Despite India's protestations (see page 513), the Western response so far has been relatively limited. The US government is only withdrawing funds from collaborations with agencies directly involved in the nuclear weapons and ballistic missiles programmes of both countries (India is the chief target, as such work had already ended under earlier economic sanctions against Pakistan). In some cases, the target of such sanctions is legitimate. But these agencies are also involved in many branches of research that have nothing to do with nuclear weapons or missiles.

The human cost of such actions can be considerable, even if they do not mark the end of scientific collaboration between the United States and the sub-continent. The State Department is showing some discretion; the law that automatically triggered sanctions when the Indian tests took place could be interpreted more harshly, requiring an end to all US-supported scientific collaboration. Amid allegations of a clamp-down on all scientists from the sub-continent seeking visas to travel to the United States, the State Department says that it is working out a new policy on the circumstances in which these can be issued.
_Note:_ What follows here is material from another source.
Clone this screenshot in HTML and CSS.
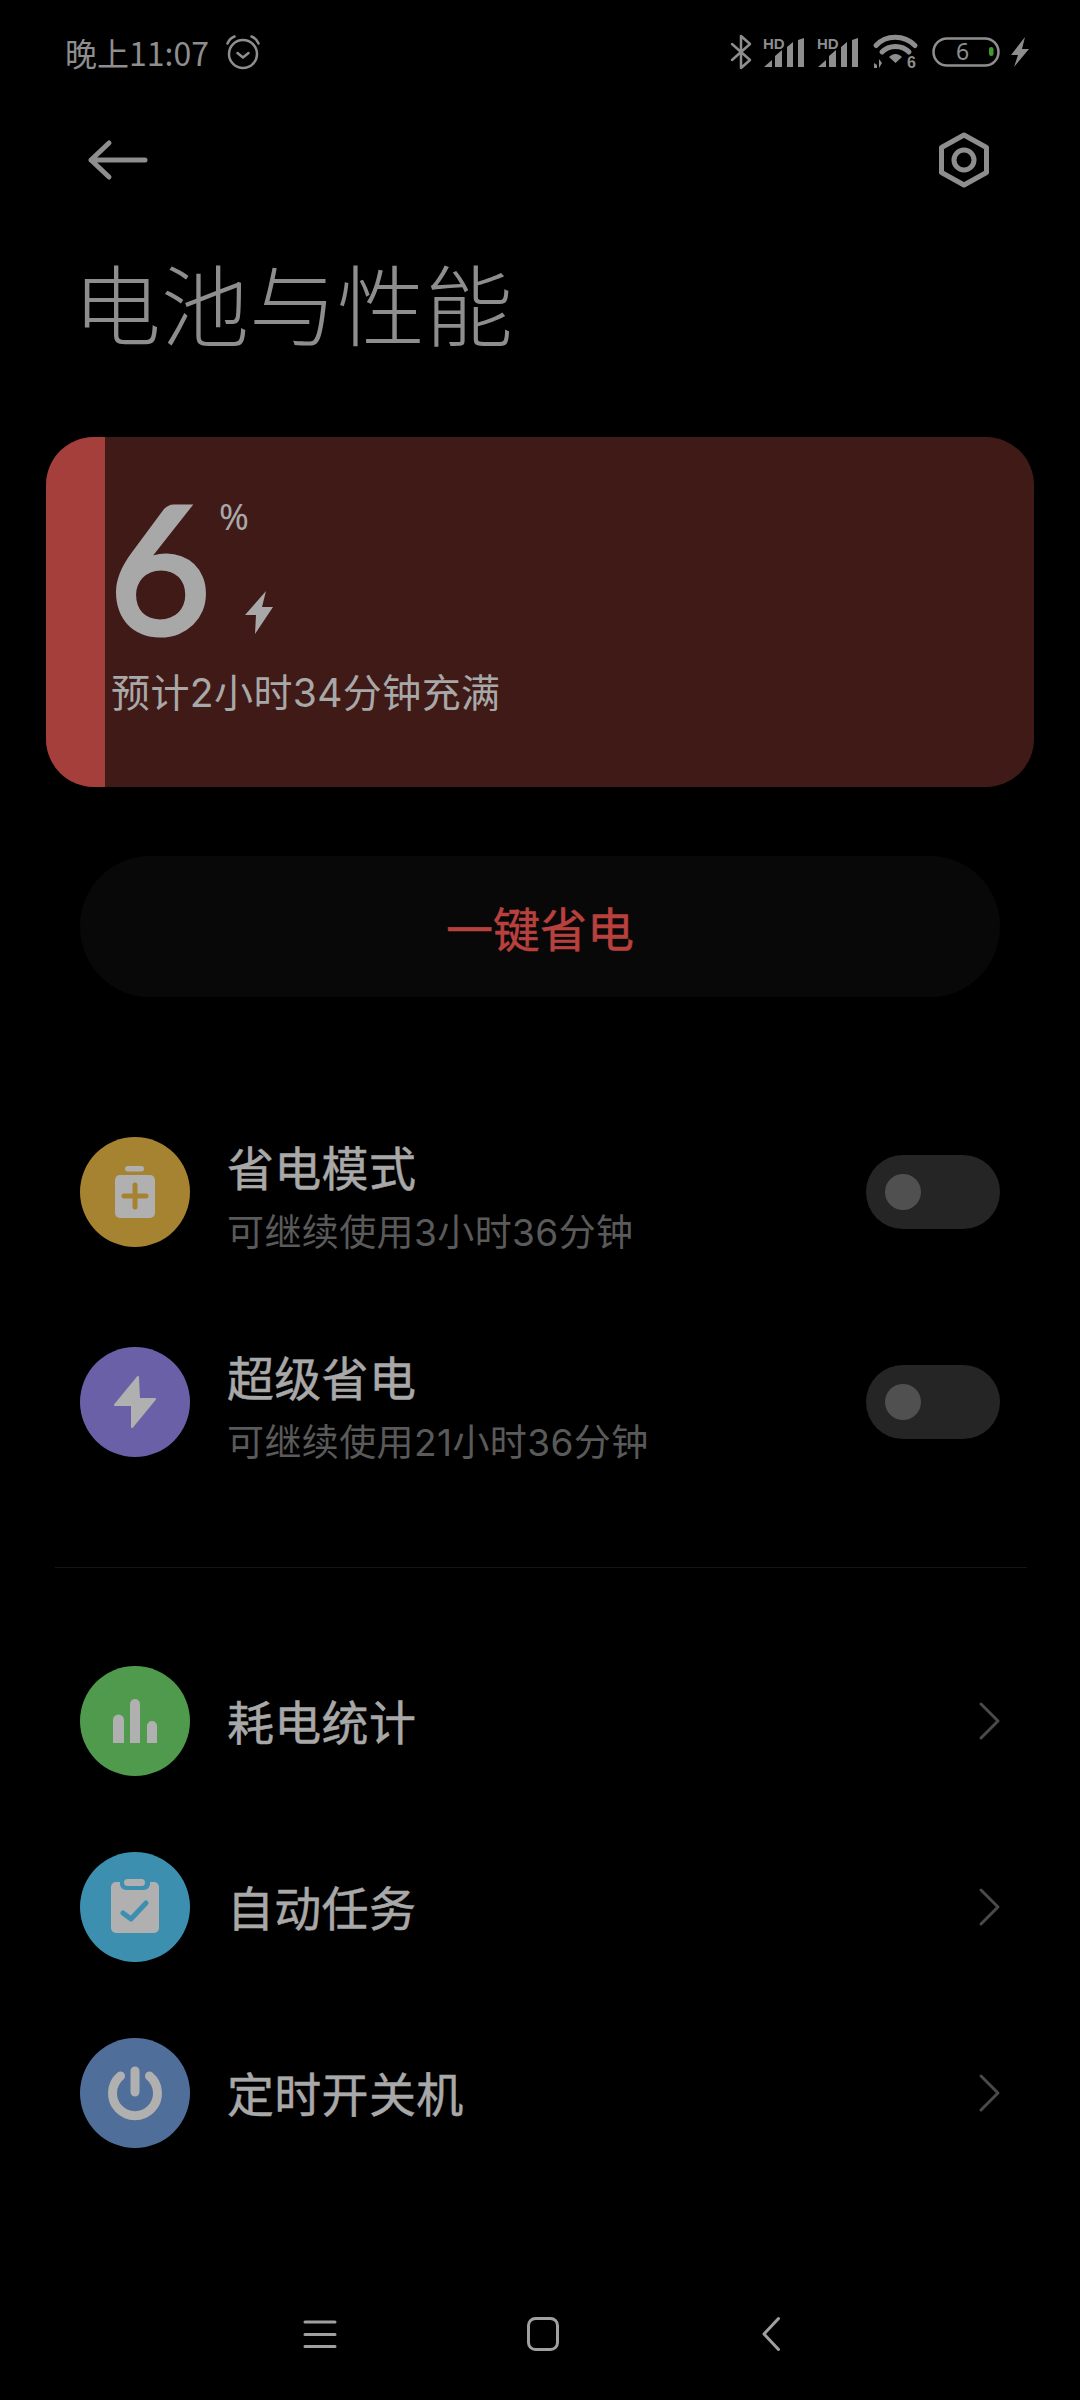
FILE: index.html
```html
<!DOCTYPE html>
<html lang="zh-CN">
<head>
<meta charset="utf-8">
<title>电池与性能</title>
<link rel="stylesheet" href="styles.css">
</head>
<body>
<main class="screen">
  <header class="status">
    <div class="status-left">
      <span class="time">晚上11:07</span>
      <svg class="ic-alarm" viewBox="0 0 34 34"><circle cx="17" cy="19" r="14" class="ln"/><path class="ln" d="M11.5 18l5.5 4.5 5.5-4.5M1.5 8.5C3 5 5.5 2.500 8.500 1.500M32.500 8.500C31 5 28.500 2.500 25.500 1.500"/></svg>
    </div>
    <div class="status-right">
      <svg class="ic-bt" viewBox="0 0 22 36"><path class="ln" d="M2 10l18 16-9 8V2l9 8L2 26"/></svg>
      <svg class="ic-sig" viewBox="0 0 42 30"><text x="0" y="12" class="hd">HD</text><path class="fill" d="M1 30l8-7v7zM12 30V19l7-6v17zM24 30V10l6-5v25zM35 30V3l6-2v29z"/></svg>
      <svg class="ic-sig" viewBox="0 0 42 30"><text x="0" y="12" class="hd">HD</text><path class="fill" d="M1 30l8-7v7zM12 30V19l7-6v17zM24 30V10l6-5v25zM35 30V3l6-2v29z"/></svg>
      <svg class="ic-wifi" viewBox="0 0 44 34"><path class="ln wf" d="M2 10.500C12-.5 30-.5 41 10.500M8 17C15 9.500 28 9.500 35 17"/><path class="fill" d="M15 22c4-4 9-4 13 0l-6.500 6z"/><path class="fill" d="M0 33v-5l3 2v3zM5 33V24l3 4z" /><text x="33" y="33" class="wifi-n">6</text></svg>
      <svg class="ic-bat" viewBox="0 0 68 30"><rect x="1.500" y="1.500" width="65" height="27" rx="13.500" class="ln"/><text x="24" y="23" class="bat-n">6</text><rect x="57" y="10" width="4.500" height="9" rx="2.200" class="green"/></svg>
      <svg class="ic-chg" viewBox="0 0 20 30"><path class="fill" d="M15 0L1 18h7L4 30l15-18h-7z"/></svg>
    </div>
  </header>

  <nav class="topbar">
    <svg class="ic-back" viewBox="0 0 58 40"><path d="M21 3L3 20l18 17M3 20h54"/></svg>
    <svg class="ic-gear" viewBox="0 0 52 56"><path class="ln gear" d="M26 3l22.500 12.500v25L26 53 3.500 40.500v-25z"/><circle cx="26" cy="28" r="10" class="ln gear"/></svg>
  </nav>

  <h1 class="page-title">电池与性能</h1>

  <section class="card">
    <div class="card-fill"></div>
    <div class="card-body">
      <div class="level">
        <span class="level-num">6</span>
        <div class="level-side">
          <span class="level-pct">%</span>
          <svg class="level-bolt" viewBox="0 0 28 43"><path d="M21 0L0 24h11l-1 19 18-27H17z"/></svg>
        </div>
      </div>
      <p class="level-note">预计2小时34分钟充满</p>
    </div>
  </section>

  <button class="save-btn">一键省电</button>

  <section class="group group-modes">
    <div class="row row-mode">
      <svg class="badge" viewBox="0 0 110 110"><circle cx="55" cy="55" r="55" fill="#a68330"/><rect x="45" y="29" width="19" height="5.500" rx="2.700" class="gly"/><rect x="35" y="38" width="40" height="43" rx="5" class="gly"/><path d="M44 59h22M55 48v22" class="cut" stroke="#a68330"/></svg>
      <div class="row-text">
        <div class="row-title">省电模式</div>
        <div class="row-sub">可继续使用3小时36分钟</div>
      </div>
      <div class="toggle"><span class="knob"></span></div>
    </div>
    <div class="row row-mode">
      <svg class="badge" viewBox="0 0 110 110"><circle cx="55" cy="55" r="55" fill="#6a60a8"/><path d="M58 30L35 58h17l0 22 23-28H59z" class="gly rnd"/></svg>
      <div class="row-text">
        <div class="row-title">超级省电</div>
        <div class="row-sub">可继续使用21小时36分钟</div>
      </div>
      <div class="toggle"><span class="knob"></span></div>
    </div>
  </section>

  <hr class="divider">

  <section class="group group-links">
    <div class="row row-link">
      <svg class="badge" viewBox="0 0 110 110"><circle cx="55" cy="55" r="55" fill="#4f9a4c"/><path class="gly" d="M33 77V54a5.500 5.500 0 0 1 11 0v23zM50 77V38a5 5 0 0 1 10 0v39zM67 77V60a5 5 0 0 1 10 0v17z"/></svg>
      <span class="row-title">耗电统计</span>
      <svg class="chev" viewBox="0 0 22 38"><path d="M2 2l17 17L2 36"/></svg>
    </div>
    <div class="row row-link">
      <svg class="badge" viewBox="0 0 110 110"><circle cx="55" cy="55" r="55" fill="#3d8fb0"/><path class="gly" d="M36 30h4v2a6 6 0 0 0 6 6h18a6 6 0 0 0 6-6v-2h4a5 5 0 0 1 5 5v41a5 5 0 0 1-5 5H36a5 5 0 0 1-5-5V35a5 5 0 0 1 5-5z"/><rect x="44" y="27" width="21" height="7" rx="3.500" class="gly"/><path d="M43 61l8 6 15-16" class="cut" stroke="#3d8fb0"/></svg>
      <span class="row-title">自动任务</span>
      <svg class="chev" viewBox="0 0 22 38"><path d="M2 2l17 17L2 36"/></svg>
    </div>
    <div class="row row-link">
      <svg class="badge" viewBox="0 0 110 110"><circle cx="55" cy="55" r="55" fill="#4f6f9a"/><path class="pow" d="M40.500 38a22.500 22.500 0 1 0 29 0M55 33v21"/></svg>
      <span class="row-title">定时开关机</span>
      <svg class="chev" viewBox="0 0 22 38"><path d="M2 2l17 17L2 36"/></svg>
    </div>
  </section>

  <footer class="navbar">
    <svg class="nav-menu" viewBox="0 0 30 28"><path d="M0 2h30M0 14.500h30M0 26.500h30"/></svg>
    <svg class="nav-home" viewBox="0 0 32 34"><rect x="1.500" y="1.500" width="29" height="31" rx="7"/></svg>
    <svg class="nav-back" viewBox="0 0 18 34"><path d="M16.500 1.500L2 17l14.500 15.500"/></svg>
  </footer>
</main>
</body>
</html>
```

FILE: styles.css
```css
* { box-sizing: border-box; }
html, body { margin: 0; padding: 0; background: #000; }
body { font-family: "Noto Sans CJK SC", "Noto Sans", sans-serif; color: #a8a8a8; }
svg { display: block; flex: none; overflow: visible; }
.ln { fill: none; stroke: #8e8e8e; stroke-width: 2.500; stroke-linecap: round; stroke-linejoin: round; }
.fill { fill: #8e8e8e; }
.screen { width: 1080px; height: 2400px; display: flex; flex-direction: column; overflow: hidden; }

.status { height: 104px; display: flex; justify-content: space-between; align-items: center; padding: 0 50px 0 65px; }
.status-left { display: flex; align-items: center; }
.time { font-size: 32px; line-height: 38px; color: #8e8e8e; }
.ic-alarm { width: 34px; height: 34px; margin-left: 17px; }
.status-right { display: flex; align-items: center; }
.ic-bt { width: 22px; height: 36px; margin-right: 11px; }
.ic-sig { width: 42px; height: 30px; margin-right: 12px; }
.ic-sig + .ic-sig { margin-right: 15px; }
.hd { font: 700 15px "Liberation Sans", sans-serif; fill: #8e8e8e; }
.ic-wifi { width: 44px; height: 34px; margin-right: 14px; }
.wf { stroke-width: 5; }
.wifi-n { font: 700 16px "Liberation Sans", sans-serif; fill: #8e8e8e; }
.ic-bat { width: 68px; height: 30px; margin-right: 10px; }
.bat-n { font: 400 23px "Noto Sans", sans-serif; fill: #8e8e8e; }
.green { fill: #3f9a2a; }
.ic-chg { width: 20px; height: 30px; }

.topbar { height: 112px; display: flex; justify-content: space-between; align-items: center; padding: 0 90px 0 88px; }
.ic-back { width: 58px; height: 40px; }
.ic-back path { fill: none; stroke: #8e8e8e; stroke-width: 5; stroke-linecap: round; stroke-linejoin: round; }
.ic-gear { width: 52px; height: 56px; }
.gear { stroke-width: 5; }

.page-title { margin: 25px 0 0 73px; font-size: 88px; line-height: 120px; font-weight: 300; color: #8e8e8e; }

.card { margin: 76px 0 0 46px; width: 988px; height: 350px; border-radius: 48px; overflow: hidden; display: flex; background: #3f1a17; }
.card-fill { width: 59px; background: #a53f3b; }
.card-body { padding: 0 0 0 7px; }
.level { display: flex; height: 220px; }
.level-num { font-family: Lato, sans-serif; font-size: 176px; line-height: 220px; font-weight: 400; color: #a8a8a8; -webkit-text-stroke: 5px #a8a8a8; margin: 19px 0 0 -3px; }
.level-side { display: flex; flex-direction: column; margin-left: 8px; }
.level-pct { font-family: "Noto Sans", sans-serif; font-size: 36px; line-height: 40px; margin-top: 60px; }
.level-bolt { width: 28px; height: 43px; margin: 54px 0 0 26px; fill: #a8a8a8; }
.level-note { margin: 6px 0 0 -1px; font-family: Inter, "Noto Sans CJK SC", sans-serif; font-size: 39px; line-height: 60px; letter-spacing: 0.4px; color: #a8a8a8; white-space: nowrap; }

.save-btn { display: block; margin: 69px 0 0 80px; width: 920px; height: 141px; border: 0; border-radius: 70px; background: #080808; color: #b8413e; -webkit-text-stroke: 0.5px #b8413e; font: 400 47px "Noto Sans CJK SC", sans-serif; }

.group { display: flex; flex-direction: column; margin: 0 80px; }
.group-modes { margin-top: 140px; gap: 100px; }
.group-links { margin-top: 98px; gap: 76px; }
.row { display: flex; height: 110px; align-items: center; }
.badge { width: 110px; height: 110px; margin-right: 37px; }
.gly { fill: #b0b0b0; }
.rnd { stroke: #b0b0b0; stroke-width: 2; stroke-linejoin: round; }
.cut { fill: none; stroke-width: 5; stroke-linecap: round; stroke-linejoin: round; }
.pow { fill: none; stroke: #b0b0b0; stroke-width: 9; stroke-linecap: round; }
.row-text { flex: 1; align-self: flex-start; margin-top: -1px; }
.row-title { display: block; font-size: 47px; line-height: 60px; letter-spacing: 0.3px; color: #a8a8a8; -webkit-text-stroke: 0.5px #a8a8a8; }
.row-sub { margin-top: 6px; font-family: Inter, "Noto Sans CJK SC", sans-serif; font-size: 37px; line-height: 62px; letter-spacing: 0.4px; color: #5a5a5a; white-space: nowrap; }
.row-link .row-title { flex: 1; margin-top: -3px; }
.toggle { width: 134px; height: 74px; border-radius: 37px; background: #252525; padding: 19px; }
.knob { display: block; width: 36px; height: 36px; border-radius: 50%; background: #505050; }
.chev { width: 22px; height: 38px; margin-right: -1px; }
.chev path { fill: none; stroke: #4a4a4a; stroke-width: 3; stroke-linecap: round; stroke-linejoin: round; }

.divider { margin: 110px 8px 0 55px; width: 972px; height: 1px; border: 0; background: #151515; }

.navbar { margin-top: auto; height: 122px; position: relative; display: flex; }
.navbar { padding: 41px 0 0 305px; align-items: flex-start; }
.nav-menu { width: 30px; height: 28px; margin-top: 1px; }
.nav-menu path, .nav-home rect, .nav-back path { fill: none; stroke: #a0a0a0; stroke-linecap: round; stroke-linejoin: round; stroke-width: 3; }
.nav-home { width: 32px; height: 34px; margin: -2px 0 0 192px; }
.nav-back { width: 18px; height: 34px; margin: -2px 0 0 203px; }
```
As they do so, however, department officials should ask themselves who benefits from the curtailment of scientific contact or collaboration between India and Pakistan and the West. Such curtailment will do little to slow down the clandestine weapons programme of either country. But it will worsen the isolation of both at a time when greater engagement with the outside world is the best available hedge against a potentially cataclysmic military confrontation between them. Indeed the clearest beneficiary, perhaps, is the nationalist government of India, which started the whole crisis in the first place and would reap crude political gains from any moves to isolate Indian science and marginalize its scientists.

This contradiction affects not only scientific sanctions but all the others which the United States has put in place. The imposition of sanctions by the world's largest economy on the world's largest democracy was always likely to expose the limitations of such a strategy as an instrument of foreign policy. Indeed the US Congress has already admitted as much, exempting massive grain sales from the sanctions in order to please American farmers. The realization that the most economically significant sanctions cannot survive poses a new danger: that effective sanctions will be allowed to lapse, leaving in place a series of token measures, of which the restriction of scientific collaboration could well be one. That would be a ridiculous outcome.

Scientific collaboration between the Indian subcontinent and the West is an essential line of communication that both sides must now fight to preserve. At the very least, the National Academy of Sciences and the US scientific societies should press the State Department to maintain normal scientific relations as far as is possible within the letter of the sanctions law and, in particular, to maintain the right of scientists from the two countries to travel freely. Even non-proliferation efforts would benefit.